Y aquella doncella, sin comprender en toda su plenitud lo que se le pedía pero con una fe ciega en Dios, contestó al mensajero Gabriel: «¡Fiat!», hágase, aunque eso le costara en un primer momento la incomprensión, si no el rechazo, de aquel joven José con quien estaba desposada y que, por una revelación en sueños, comprendió, aceptó y, así, amó sin reservas a su prometida y a la que criatura que ella albergaba en sus entrañas.

Y así Dios se hizo hombre. No hubo palacios, ejércitos ni sirvientes para recibir a quien como tal, hijo de un dios, habría de corresponder; por no haber no hubo ni siquiera una inmunda habitación en una posada de un villorrio llamado Belén.

El ángel enviado por el Señor se encarga de anunciarlo a los pastores, a los humildes, aquellos situados en los peldaños más bajos de la sociedad judía. Ellos serán los primeros destinatarios de la revelación celestial, hombres sencillos abiertos a la fe. Son representantes del pueblo de Israel: por ellos se comunica la alegría a todo el pueblo. Los evangelios nos hablan de los pastores como hombres anónimos que guardan sus rebaños con fidelidad y dedicados a su trabajo, ajenos al nacimiento del Niño.

Son ellos los primeros que se acercan, los primeros en ofrecer sus regalos, los primeros que rinden «pleitesía»; no son los grandes del mundo, nobles, militares, grandes mercaderes... Y es que ¿en qué cabeza humana cabe esperar a un Dios, a su heredero, en una cueva de animales?

Adoran, miran embelesados, sonríen a un recién nacido, a un bebé, todo ternura, bondad, inocencia, amor, a una criatura accesible, cercana, sin boato, a un bebé que te atrapa con su debilidad, su pequeñez, su atractivo natural... Un bebé al que coger, al que «achuchar», al que acariciar, al que besar en su frente despejada... Y, sin embargo, sin ser apenas conscientes, lo están haciendo a un Dios que se ha hecho hombre. Así, tan fácil, tan cercano, tan accesible, tan tierno, tan al alcance de todos... un Dios que es uno de nosotros.

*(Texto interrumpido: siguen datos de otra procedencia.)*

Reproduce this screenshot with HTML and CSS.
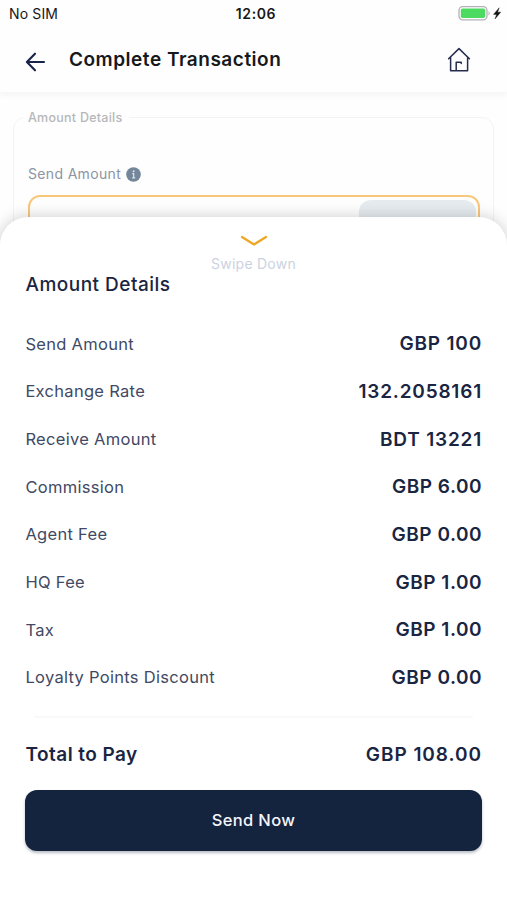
FILE: index.html
```html
<!DOCTYPE html>
<html lang="en">
<head>
<meta charset="utf-8">
<meta name="viewport" content="width=device-width, initial-scale=1">
<title>Complete Transaction</title>
<link rel="stylesheet" href="styles.css">
</head>
<body>
<div class="screen">
  <div class="status">
    <span class="carrier">No SIM</span>
    <span class="clock">12:06</span>
    <svg class="battery" width="45" height="16" viewBox="0 0 45 16">
      <rect x="1" y=".7" width="28" height="13.2" rx="3.8" fill="#fff" stroke="#b4b1b6" stroke-width="1.3"/>
      <rect x="2.8" y="2.5" width="24.4" height="9.6" rx="1.8" fill="#4cda60"/>
      <path d="M30.5 5.2c1.5.5 1.5 3.7 0 4.2z" fill="#b4b1b6"/>
      <path d="M41.2 1.8 35.5 8.4H38.6L37 13 42.7 6.2H39.6Z" fill="#111" stroke="#111" stroke-width=".4"/>
    </svg>
  </div>
  <header class="header">
    <svg class="back" width="22" height="22" viewBox="0 0 22 22" fill="none" stroke="#172349" stroke-width="2.1" stroke-linecap="round" stroke-linejoin="round"><path d="M19 11H2M10 2.7 1.9 11l8.1 8.3"/></svg>
    <h1 class="title">Complete Transaction</h1>
    <svg class="home" width="26" height="28" viewBox="0 0 26 28" fill="none" stroke="#252c4d" stroke-width="1.5" stroke-linejoin="round" stroke-linecap="round"><path d="M2.6 12.8 13 2.6l10.4 10.2M4.6 11.2V24.7H21.6V11.2M10.2 24.7V16.2H15.2V17.4"/></svg>
  </header>
  <main class="content">
    <fieldset class="details">
      <legend class="legend">Amount Details</legend>
      <div class="field-label"><span>Send Amount</span>
        <svg width="15" height="15" viewBox="0 0 15 15"><circle cx="7.5" cy="7.5" r="7.3" fill="#74869a"/><circle cx="7.6" cy="4.3" r="1" fill="#dde4ea"/><path d="M6.2 6.7h1.5v4.1M6.1 10.9h3.1" fill="none" stroke="#dde4ea" stroke-width="1.2"/></svg>
      </div>
      <div class="field"><div class="currency"></div></div>
    </fieldset>
  </main>
  <section class="sheet">
    <div class="handle">
      <svg width="30" height="12" viewBox="0 0 30 12" fill="none" stroke="#eea723" stroke-width="2.3" stroke-linecap="round" stroke-linejoin="round"><path d="M3 2 15 9.4 27 2"/></svg>
      <span>Swipe Down</span>
    </div>
    <h2 class="heading">Amount Details</h2>
    <dl class="rows">
      <div class="row"><dt>Send Amount</dt><dd>GBP 100</dd></div>
      <div class="row"><dt>Exchange Rate</dt><dd>132.2058161</dd></div>
      <div class="row"><dt>Receive Amount</dt><dd>BDT 13221</dd></div>
      <div class="row"><dt>Commission</dt><dd class="decimal">GBP 6.00</dd></div>
      <div class="row"><dt>Agent Fee</dt><dd class="decimal">GBP 0.00</dd></div>
      <div class="row"><dt>HQ Fee</dt><dd class="decimal">GBP 1.00</dd></div>
      <div class="row"><dt>Tax</dt><dd class="decimal">GBP 1.00</dd></div>
      <div class="row"><dt>Loyalty Points Discount</dt><dd class="decimal">GBP 0.00</dd></div>
    </dl>
    <div class="divider"></div>
    <div class="total"><span>Total to Pay</span><strong>GBP 108.00</strong></div>
    <button class="send" type="button">Send Now</button>
  </section>
</div>
</body>
</html>
```

FILE: styles.css
```css
* { box-sizing: border-box; }
body { margin: 0; background: #fff; font-family: Inter, "Liberation Sans", sans-serif; }
h1, h2, dl, dd { margin: 0; }
svg { display: block; flex: none; }
.screen { position: relative; width: 507px; height: 900px; overflow: hidden; background: #fefefe; }
.status { display: grid; grid-template-columns: 1fr auto 1fr; align-items: center; height: 28px; padding: 0 4px 0 9px; color: #18181a; font-size: 14px; line-height: 20px; }
.carrier { letter-spacing: .15px; }
.clock { font-weight: 600; letter-spacing: .6px; }
.battery { justify-self: end; margin-top: -1px; }
.header { display: flex; align-items: center; height: 65px; padding: 0 35px 0 25px; border-bottom: 1px solid #f8f8f8; box-shadow: 0 3px 5px rgba(0, 0, 0, .035); }
.back { margin-top: 3px; }
.title { flex: 1; margin: 0 0 0 22px; color: #17181b; font-size: 19px; font-weight: 600; line-height: 26px; letter-spacing: .52px; }
.content { padding: 16px 13px 0; }
.details { min-width: 0; height: 140px; margin: 0; padding: 37px 13px 0 14px; border: 1px solid #f3f3f4; border-radius: 12px; }
.legend { margin-left: -5px; padding: 1px 7px 0 5px; color: #b6b7ba; font-size: 12.5px; font-weight: 500; line-height: 16px; letter-spacing: .25px; }
.field-label { display: flex; align-items: center; gap: 5px; height: 20px; color: #8c95a3; font-size: 14px; letter-spacing: .34px; }
.field-label svg { margin-top: 2px; }
.field { display: flex; justify-content: flex-end; height: 60px; margin-top: 12px; padding: 3px 2px; border: 2px solid #f8c77c; border-radius: 12px; }
.currency { width: 117px; background: #e5ebef; border-radius: 12px; }
.sheet { position: absolute; inset: 217px 0 0; padding: 18px 25px 0; background: #fff; border-radius: 28px 28px 0 0; box-shadow: 0 0 16px rgba(0, 0, 0, .2); color: #1a2542; }
.handle { display: flex; flex-direction: column; align-items: center; gap: 8px; height: 37px; color: #cbd2e2; font-size: 14px; line-height: 18px; letter-spacing: .25px; }
.heading { height: 26px; padding-left: .5px; font-size: 19px; font-weight: 500; line-height: 26px; letter-spacing: .48px; }
.rows { margin-top: 22px; }
.row { display: flex; align-items: center; justify-content: space-between; height: 47.65px; }
.row dt { padding-left: .4px; color: #414964; font-size: 16.5px; letter-spacing: .3px; }
.row dd { font-size: 19px; font-weight: 600; letter-spacing: .8px; }
.row .decimal { letter-spacing: .5px; }
.divider { height: 2px; margin: 15px 9px 0; background: #f9f9f9; }
.total { display: flex; align-items: center; justify-content: space-between; height: 72px; font-size: 19px; }
.total span, .total strong { font-weight: 600; }
.total span { padding-left: .5px; letter-spacing: .45px; }
.total strong { letter-spacing: .95px; }
.send { display: block; width: 100%; height: 61px; padding: 0 0 1px; border: 0; border-radius: 12px; background: #14233e; box-shadow: 0 2px 3px rgba(20, 35, 62, .3); color: #f4f6fa; font: 500 16.5px/24px Inter, sans-serif; letter-spacing: .35px; }
```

Ése mismo al que esperamos, con la esperanza en el corazón, con la ternura a flor de piel, con la certeza de que lo tenemos ahí, a nuestro alcance, a un paso...

Un Dios que más tarde, precisamente por no haber llegado con la majestad y gloria que le hubieran debido acompañar, no fue reconocido como el mesías esperado, lleno de poder, acompañado por legiones de ejércitos, el que habría de despojarlos del yugo romano, el que, por tanto, carecía de «credenciales» para ser el que esperaban; no era el que interesaba al poder dominante farisaico y terreno, al que cuestionaba, y por ello fue condenado cruelmente a muerte, a la más ominosa, la de cruz...

A ese mismo, que nació humilde, accesible, que siempre acompañó al que lo necesitaba, el que tantos signos realizó, el que curó a leprosos, a ciegos, a paralíticos, el que resucitó a su amigo Lázaro o al hijo de la viuda de Naím, el que perdonó a la adúltera o el que en sus últimos instantes aseguró al buen ladrón que «hoy estarás conmigo en el paraíso», es el que yo espero. Ahora. En Adviento. El que nace para que todos tengamos plenitud, para que todos seamos dignos de Su Amor, perdón y promesa de Vida Eterna.